> **Set task**
Copy every line that mentions the word "html".

> **Information provided**

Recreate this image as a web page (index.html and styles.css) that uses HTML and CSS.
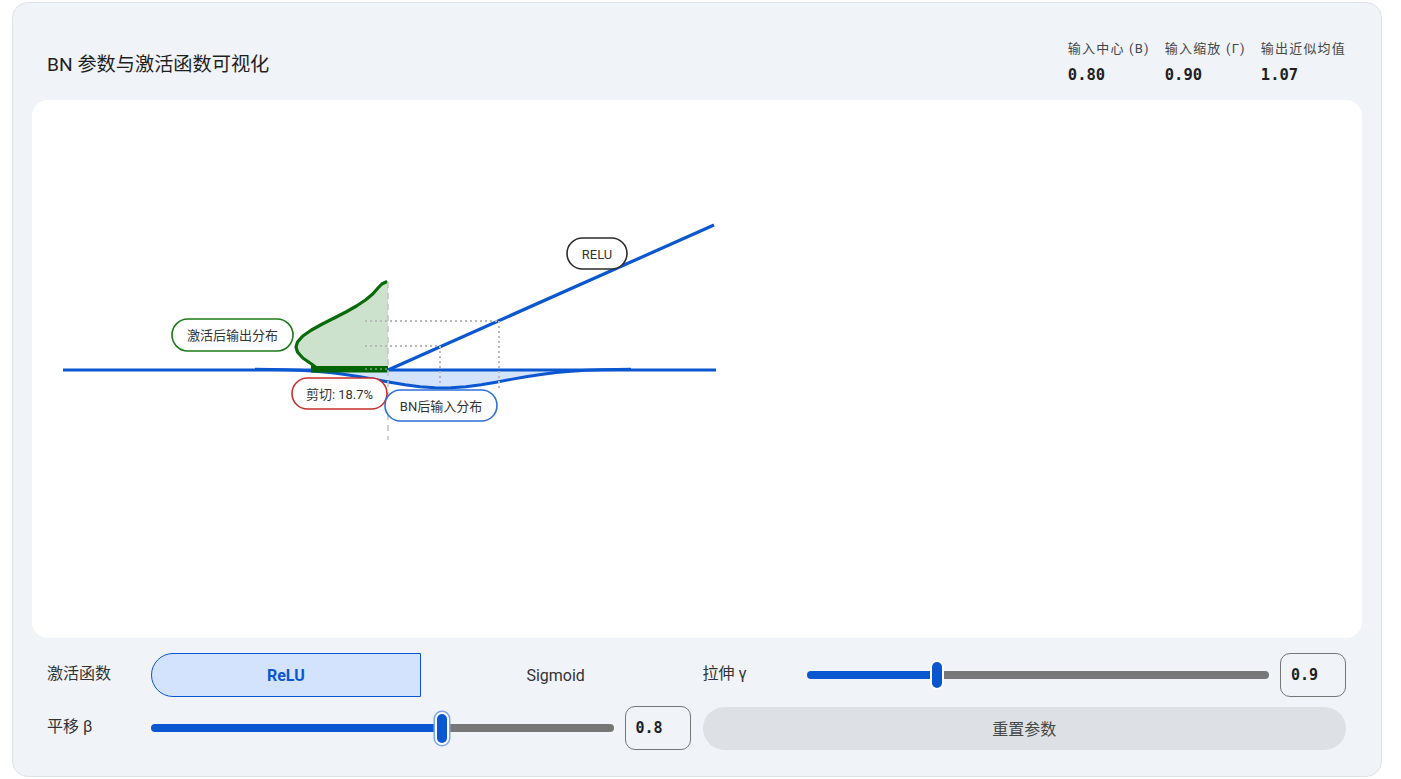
FILE: index.html
```
<!DOCTYPE html>
<html lang="zh-CN">
<head>
    <meta charset="UTF-8">
    <meta name="viewport" content="width=device-width, initial-scale=1.0">
    <title>BN 参数与激活函数可视化</title>
    <link rel="stylesheet" href="styles.css">
</head>
<body>
    <div class="panel">
        <!-- 标题与统计 -->
        <div class="panel-head">
            <h2 class="panel-title">BN 参数与激活函数可视化</h2>
            <div class="stats">
                <div class="stat">
                    <div class="stat-label">输入中心 (B)</div>
                    <div class="stat-value">0.80</div>
                </div>
                <div class="stat">
                    <div class="stat-label">输入缩放 (Γ)</div>
                    <div class="stat-value">0.90</div>
                </div>
                <div class="stat">
                    <div class="stat-label">输出近似均值</div>
                    <div class="stat-value">1.07</div>
                </div>
            </div>
        </div>

        <!-- 图表 -->
        <div class="plot">
            <svg class="plot-svg" viewBox="32 100 1330 538" preserveAspectRatio="xMinYMin meet">
                <!-- BN 后输入分布 -->
                <path class="in-fill" d="M255,369 L255,369.2 L270,369.4 L285,369.7 L300,370.3 L315,371.3 L330,372.6 L345,374.4 L360,376.8 L375,379.4 L390,382.2 L405,384.7 L420,386.7 L435,387.8 L443,388 L451,387.8 L466,386.7 L481,384.7 L496,382.2 L511,379.4 L526,376.8 L541,374.4 L556,372.6 L571,371.3 L586,370.3 L601,369.7 L616,369.4 L631,369.2 L631,369 Z"/>
                <path class="in-line" d="M255,369.2 L270,369.4 L285,369.7 L300,370.3 L315,371.3 L330,372.6 L345,374.4 L360,376.8 L375,379.4 L390,382.2 L405,384.7 L420,386.7 L435,387.8 L443,388 L451,387.8 L466,386.7 L481,384.7 L496,382.2 L511,379.4 L526,376.8 L541,374.4 L556,372.6 L571,371.3 L586,370.3 L601,369.7 L616,369.4 L631,369.2"/>

                <!-- 激活函数曲线 -->
                <line class="fn-line" x1="63" y1="370" x2="716" y2="370"/>
                <line class="fn-line" x1="388" y1="370" x2="714" y2="225"/>

                <!-- 激活后输出分布 -->
                <path class="out-fill" d="M388,282 L381.8,282 L378,288 L372.7,294 L365.5,300 L356.5,306 L345.9,312 L334.2,318 L322.3,324 L311.5,330 L302.8,336 L297.5,342 L296,347 L297.5,352 L302.8,358 L311.5,364 L320.4,369 L388,369 Z"/>
                <path class="out-line" d="M386,282 L381.8,284 L378,288 L372.7,294 L365.5,300 L356.5,306 L345.9,312 L334.2,318 L322.3,324 L311.5,330 L302.8,336 L297.5,342 L296,347 L297.5,352 L302.8,358 L311.5,364 L318,369"/>
                <line class="clip-bar" x1="311" y1="369.3" x2="388" y2="369.3"/>

                <!-- 辅助线 -->
                <line class="guide" x1="365" y1="321" x2="499" y2="321"/>
                <line class="guide" x1="365" y1="346" x2="440" y2="346"/>
                <line class="guide faint" x1="365" y1="369" x2="388" y2="369"/>
                <line class="guide" x1="440" y1="346" x2="440" y2="384"/>
                <line class="guide" x1="499" y1="321" x2="499" y2="390"/>
                <line class="zero-line" x1="388" y1="282" x2="388" y2="440"/>

                <!-- 标注 -->
                <g class="tag tag-fn">
                    <rect x="567" y="238" width="60" height="31" rx="15.5"/>
                    <text x="597" y="254">RELU</text>
                </g>
                <g class="tag tag-out">
                    <rect x="172" y="319" width="121" height="32" rx="16"/>
                    <text x="232.5" y="335.5">激活后输出分布</text>
                </g>
                <g class="tag tag-clip">
                    <rect x="292" y="378" width="95" height="31" rx="15.5"/>
                    <text x="339.5" y="394">剪切: 18.7%</text>
                </g>
                <g class="tag tag-in">
                    <rect x="385" y="390" width="112" height="31" rx="15.5"/>
                    <text x="441" y="406">BN后输入分布</text>
                </g>
            </svg>
        </div>

        <!-- 参数控制 -->
        <div class="controls">
            <label class="ctl-label">激活函数</label>
            <div class="seg">
                <button class="seg-btn active">ReLU</button>
                <button class="seg-btn">Sigmoid</button>
            </div>

            <label class="ctl-label">拉伸 γ</label>
            <div class="range-row">
                <input class="range" type="range" min="0.1" max="3" step="0.1" value="0.9" style="--p: 0.274">
                <span class="range-val">0.9</span>
            </div>

            <label class="ctl-label">平移 β</label>
            <div class="range-row">
                <input class="range focused" type="range" min="-3" max="3" step="0.1" value="0.8" style="--p: 0.633">
                <span class="range-val">0.8</span>
            </div>

            <button class="reset">重置参数</button>
        </div>
    </div>
</body>
</html>
```

FILE: styles.css
```
body {
    margin: 0;
    padding: 2px 0 0 12px;
    font-family: Roboto, "Noto Sans CJK SC", sans-serif;
    background-color: #ffffff;
    color: #1f1f1f;
}
.panel {
    box-sizing: border-box;
    width: 1370px;
    padding: 19px 19px 26px;
    background-color: #f0f3f8;
    border: 1px solid #dde3ea;
    border-radius: 16px;
}
.panel-head {
    box-sizing: border-box;
    height: 78px;
    padding: 4px 16px 0 15px;
    display: flex;
    justify-content: space-between;
    align-items: center;
}
.panel-title {
    margin: 0;
    font-size: 19.2px;
    font-weight: 400;
    color: #1f1f1f;
}
.stats {
    display: flex;
    gap: 15px;
}
.stat-label {
    font-size: 13px;
    line-height: 16px;
    letter-spacing: 1.2px;
    color: #444746;
}
.stat-value {
    margin-top: 8px;
    font-family: "DejaVu Sans Mono", monospace;
    font-size: 15.5px;
    line-height: 20px;
    font-weight: bold;
    color: #1f1f1f;
}
.plot {
    height: 538px;
    background-color: #ffffff;
    border-radius: 16px;
    overflow: hidden;
}
.plot-svg {
    display: block;
    width: 100%;
    height: 100%;
}
.in-fill {
    fill: #d3e3fd;
}
.in-line {
    fill: none;
    stroke: #0b57d0;
    stroke-width: 3;
    stroke-linejoin: round;
}
.fn-line {
    stroke: #0b57d0;
    stroke-width: 3.2;
}
.out-fill {
    fill: #cde2cd;
}
.out-line {
    fill: none;
    stroke: #0a6b0a;
    stroke-width: 3.2;
    stroke-linejoin: round;
    stroke-linecap: round;
}
.clip-bar {
    stroke: #006400;
    stroke-width: 6.5;
}
.guide {
    stroke: #b8b8b8;
    stroke-width: 2;
    stroke-dasharray: 2 3;
}
.guide.faint {
    stroke: #5f8f5f;
}
.zero-line {
    stroke: #c4c4c4;
    stroke-width: 1.5;
    stroke-dasharray: 6 5;
}
.tag rect {
    fill: #ffffff;
    stroke-width: 1.6;
}
.tag text {
    font-family: Roboto, "Noto Sans CJK SC", sans-serif;
    font-size: 13px;
    fill: #333333;
    text-anchor: middle;
    dominant-baseline: central;
}
.tag-fn rect {
    stroke: #2b2b2b;
}
.tag-out rect {
    stroke: #1b7a1b;
}
.tag-clip rect {
    stroke: #c5302b;
}
.tag-in rect {
    stroke: #2f6fdc;
}
.controls {
    margin-top: 15px;
    padding: 0 16px 0 15px;
    display: grid;
    grid-template-columns: 92px 1fr 92px 1fr;
    grid-auto-rows: 44px;
    column-gap: 12px;
    row-gap: 9px;
    align-items: center;
}
.ctl-label {
    font-size: 16px;
    line-height: 20px;
    padding-bottom: 3px;
    color: #333333;
}
.seg {
    display: flex;
    height: 44px;
}
.seg-btn {
    flex: 1;
    font-family: inherit;
    font-size: 16px;
    color: #333333;
    background: none;
    border: 1px solid transparent;
    cursor: pointer;
}
.seg-btn.active {
    background-color: #d3e3fd;
    border-color: #0b57d0;
    border-radius: 22px 0 0 22px;
    color: #0b57d0;
    font-weight: bold;
}
.range-row {
    display: flex;
    align-items: center;
    gap: 11px;
}
.range {
    flex: 1;
    margin: 0;
    height: 8px;
    -webkit-appearance: none;
    appearance: none;
    border-radius: 4px;
    background: linear-gradient(to right,
        #0b57d0 calc(7px + (100% - 14px) * var(--p)),
        #777777 calc(7px + (100% - 14px) * var(--p)));
    outline: none;
}
.range::-webkit-slider-thumb {
    -webkit-appearance: none;
    appearance: none;
    box-sizing: border-box;
    width: 14px;
    height: 30px;
    border-radius: 7px;
    background-color: #0b57d0;
    border: 2px solid #ffffff;
    cursor: pointer;
}
.range.focused::-webkit-slider-thumb {
    height: 33px;
    box-shadow: 0 0 0 1.5px #79a6ee;
}
.range-val {
    box-sizing: border-box;
    width: 66px;
    height: 44px;
    padding-left: 10px;
    display: flex;
    align-items: center;
    border: 1px solid #747775;
    border-radius: 10px;
    font-family: "DejaVu Sans Mono", monospace;
    font-size: 15px;
    font-weight: bold;
    color: #1f1f1f;
}
.reset {
    grid-column: 3 / 5;
    height: 43px;
    font-family: inherit;
    font-size: 16px;
    color: #444746;
    background-color: #dde1e5;
    border: none;
    border-radius: 22px;
    cursor: pointer;
}
```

> **Task solution**
Recreate this image as a web page (index.html and styles.css) that uses HTML and CSS.
FILE: index.html
<!DOCTYPE html>
<html lang="zh-CN">
</html>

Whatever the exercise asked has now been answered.